Direction: Determine the number of lines in the data that include the word "React", and write only that number.

### Material provided ###

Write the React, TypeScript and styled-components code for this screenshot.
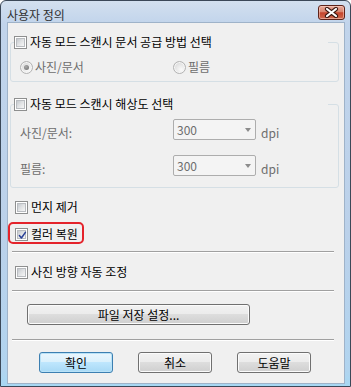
import React from 'react';
import styled, { createGlobalStyle } from 'styled-components';

const GlobalStyle = createGlobalStyle`
  * {
    box-sizing: border-box;
  }
  html,
  body {
    background: #ffffff;
    margin: 0;
    padding: 0;
  }
  body {
    font-family: 'Noto Sans CJK KR', 'Noto Sans', sans-serif;
    font-size: 12px;
  }
`;

const Window = styled.div`
  background: linear-gradient(
    to bottom,
    #d3e0ef 0,
    #c1d4eb 6%,
    #bbd1ea 60%,
    #b1d4ef 96%,
    #a7d8f3 100%
  );
  border: 1px solid #3b4858;
  border-radius: 6px 6px 0 0;
  display: flex;
  flex-direction: column;
  height: 387px;
  width: 351px;
`;

const TitleBar = styled.div`
  align-items: flex-start;
  display: flex;
  flex: none;
  height: 21px;
  justify-content: space-between;
  padding: 0 5px 0 6px;
`;

const TitleText = styled.span`
  color: #2f2f2f;
  font-size: 12px;
  line-height: 13px;
  padding-top: 7px;
`;

const CloseButton = styled.div`
  align-items: center;
  background: linear-gradient(
    to bottom,
    #e9aa9a 0,
    #d98670 45%,
    #c5442c 52%,
    #cf6a4f 100%
  );
  border: 1px solid #5e2319;
  border-radius: 3px;
  box-shadow: inset 0 0 0 1px rgba(255, 220, 210, 0.5);
  display: flex;
  height: 15px;
  justify-content: center;
  margin-top: 4px;
  width: 27px;
`;

const Client = styled.div`
  align-items: flex-start;
  background: #f0f0f0;
  border: 1px solid #9fb3c9;
  display: flex;
  flex: 1;
  flex-direction: column;
  margin: 0 5px 2px 6px;
  padding-bottom: 10px;
`;

const Group = styled.fieldset<{ $top: number }>`
  border: 1px solid #d5dfe5;
  border-radius: 3px;
  margin: ${({ $top }) => $top}px 0 0 2px;
  min-width: 0;
  padding: 0;
  width: 329px;
`;

const GroupLegend = styled.legend`
  display: block;
  height: 14px;
  margin-left: 3px;
  padding: 0;
  width: 314px;
`;

const GroupBody = styled.div<{ $pad: string }>`
  display: flex;
  flex-direction: column;
  gap: 15px;
  padding: ${({ $pad }) => $pad};
`;

const CheckRow = styled.label<{ $left?: number; $top?: number }>`
  align-items: center;
  display: flex;
  gap: 3px;
  height: 14px;
  margin-left: ${({ $left }) => $left ?? 0}px;
  margin-top: ${({ $top }) => $top ?? 0}px;
`;

const LabelText = styled.span<{ $disabled?: boolean }>`
  color: ${({ $disabled }) => ($disabled ? '#6d6d6d' : '#000000')};
  font-size: 12px;
  line-height: 14px;
  white-space: nowrap;
`;

const UnitText = styled(LabelText)`
  padding-left: 5px;
`;

const Box = styled.span`
  background: #ffffff;
  border: 1px solid #8e8f8f;
  display: flex;
  flex: none;
  height: 13px;
  padding: 1px;
  position: relative;
  width: 13px;
`;

const BoxFill = styled.span`
  background: linear-gradient(135deg, #c4c8cd 0, #dfe1e3 45%, #f6f6f6 100%);
  border: 1px solid #b9bcc0;
  flex: 1;
`;

const CheckMark = styled.svg`
  left: 0;
  position: absolute;
  top: 0;
`;

const RadioRow = styled.div`
  display: grid;
  grid-template-columns: 153px auto;
  height: 13px;
`;

const RadioItem = styled.div`
  align-items: center;
  display: flex;
  gap: 2px;
`;

const RadioCircle = styled.span`
  align-items: center;
  background: radial-gradient(circle at 65% 70%, #fafafa 0, #e4e4e4 55%, #cfcfcf 100%);
  border: 1px solid #b3b3b3;
  border-radius: 50%;
  box-shadow: inset 0 0 0 1px #f6f6f6;
  display: flex;
  flex: none;
  height: 13px;
  justify-content: center;
  width: 13px;
`;

const RadioDot = styled.span`
  background: radial-gradient(circle at 40% 35%, #a9a9a9 0, #6e6e6e 100%);
  border-radius: 50%;
  height: 5px;
  width: 5px;
`;

const SettingRow = styled.div`
  align-items: end;
  display: grid;
  grid-template-columns: 153px 83px auto;
  height: 21px;
`;

const Combo = styled.div`
  align-items: center;
  background: #f4f4f4;
  border: 1px solid #adadad;
  border-radius: 2px;
  color: #6d6d6d;
  display: flex;
  height: 21px;
  justify-content: space-between;
  padding: 0 4px 0 3px;
`;

const ComboArrow = styled.span`
  border-left: 3.5px solid transparent;
  border-right: 3.5px solid transparent;
  border-top: 4px solid #8c8c8c;
  height: 0;
  margin-top: 1px;
  width: 0;
`;

const Highlight = styled.div`
  border: 2px solid #e4232b;
  border-radius: 5px;
  height: 22px;
  margin-top: 8px;
  padding: 3px 0 1px 5px;
  width: 76px;
`;

const Separator = styled.div<{ $top: number }>`
  background: #a0a0a0;
  border-bottom: 1px solid #ffffff;
  height: 2px;
  margin: ${({ $top }) => $top}px 0 0 4px;
  width: 322px;
`;

const PushButton = styled.button<{ $primary?: boolean; $width: number }>`
  background: ${({ $primary }) =>
    $primary
      ? 'linear-gradient(to bottom, #eaf6fd 0, #d9f0fc 50%, #bee6fd 50%, #a7d9f5 100%)'
      : 'linear-gradient(to bottom, #f2f2f2 0, #ebebeb 50%, #dddddd 50%, #cfcfcf 100%)'};
  border: 1px solid ${({ $primary }) => ($primary ? '#3c7fb1' : '#707070')};
  border-radius: 3px;
  box-shadow: inset 0 0 0 1px
    ${({ $primary }) => ($primary ? '#b9e2f7' : '#fbfbfb')};
  color: #000000;
  font-family: inherit;
  font-size: 12px;
  height: 21px;
  line-height: 14px;
  padding: 0;
  width: ${({ $width }) => $width}px;
`;

const FileButton = styled(PushButton)`
  margin: 12px 0 0 19px;
`;

const ButtonRow = styled.div`
  display: flex;
  gap: 25px;
  margin: 11px 0 0 31px;
`;

const CheckBox: React.FC<{ checked?: boolean }> = ({ checked }) => (
  <Box>
    <BoxFill />
    {checked && (
      <CheckMark width="13" height="13" viewBox="0 0 13 13">
        <path
          d="M3.4 6.6 L5.4 9 L9.4 3.4"
          fill="none"
          stroke="#2a4096"
          strokeWidth="1.5"
          strokeLinecap="round"
          strokeLinejoin="round"
        />
      </CheckMark>
    )}
  </Box>
);

const Radio: React.FC<{ label: string; selected?: boolean }> = ({
  label,
  selected,
}) => (
  <RadioItem>
    <RadioCircle>{selected && <RadioDot />}</RadioCircle>
    <LabelText $disabled>{label}</LabelText>
  </RadioItem>
);

const ResolutionRow: React.FC<{ label: string; value: string }> = ({
  label,
  value,
}) => (
  <SettingRow>
    <LabelText $disabled>{label}</LabelText>
    <Combo>
      <LabelText $disabled>{value}</LabelText>
      <ComboArrow />
    </Combo>
    <UnitText $disabled>dpi</UnitText>
  </SettingRow>
);

const App: React.FC = () => (
  <>
    <GlobalStyle />
    <Window>
      <TitleBar>
        <TitleText>사용자 정의</TitleText>
        <CloseButton>
          <svg width="15" height="11" viewBox="0 0 15 11">
            <path
              d="M3 2 L12 9 M12 2 L3 9"
              stroke="#3a1710"
              strokeWidth="4.2"
              strokeLinecap="round"
            />
            <path
              d="M3 2 L12 9 M12 2 L3 9"
              stroke="#ffffff"
              strokeWidth="2.2"
              strokeLinecap="round"
            />
          </svg>
        </CloseButton>
      </TitleBar>
      <Client>
        <Group $top={12}>
          <GroupLegend>
            <CheckRow>
              <CheckBox />
              <LabelText>자동 모드 스캔시 문서 공급 방법 선택</LabelText>
            </CheckRow>
          </GroupLegend>
          <GroupBody $pad="11px 0 8px 9px">
            <RadioRow>
              <Radio label="사진/문서" selected />
              <Radio label="필름" />
            </RadioRow>
          </GroupBody>
        </Group>

        <Group $top={15}>
          <GroupLegend>
            <CheckRow>
              <CheckBox />
              <LabelText>자동 모드 스캔시 해상도 선택</LabelText>
            </CheckRow>
          </GroupLegend>
          <GroupBody $pad="8px 0 11px 9px">
            <ResolutionRow label="사진/문서:" value="300" />
            <ResolutionRow label="필름:" value="300" />
          </GroupBody>
        </Group>

        <CheckRow $left={7} $top={12}>
          <CheckBox />
          <LabelText>먼지 제거</LabelText>
        </CheckRow>

        <Highlight>
          <CheckRow>
            <CheckBox checked />
            <LabelText>컬러 복원</LabelText>
          </CheckRow>
        </Highlight>

        <Separator $top={7} />

        <CheckRow $left={7} $top={12}>
          <CheckBox />
          <LabelText>사진 방향 자동 조정</LabelText>
        </CheckRow>

        <Separator $top={11} />

        <FileButton $width={223}>파일 저장 설정...</FileButton>

        <Separator $top={14} />

        <ButtonRow>
          <PushButton $primary $width={74}>
            확인
          </PushButton>
          <PushButton $width={74}>취소</PushButton>
          <PushButton $width={74}>도움말</PushButton>
        </ButtonRow>
      </Client>
    </Window>
  </>
);

export default App;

###

The output: 6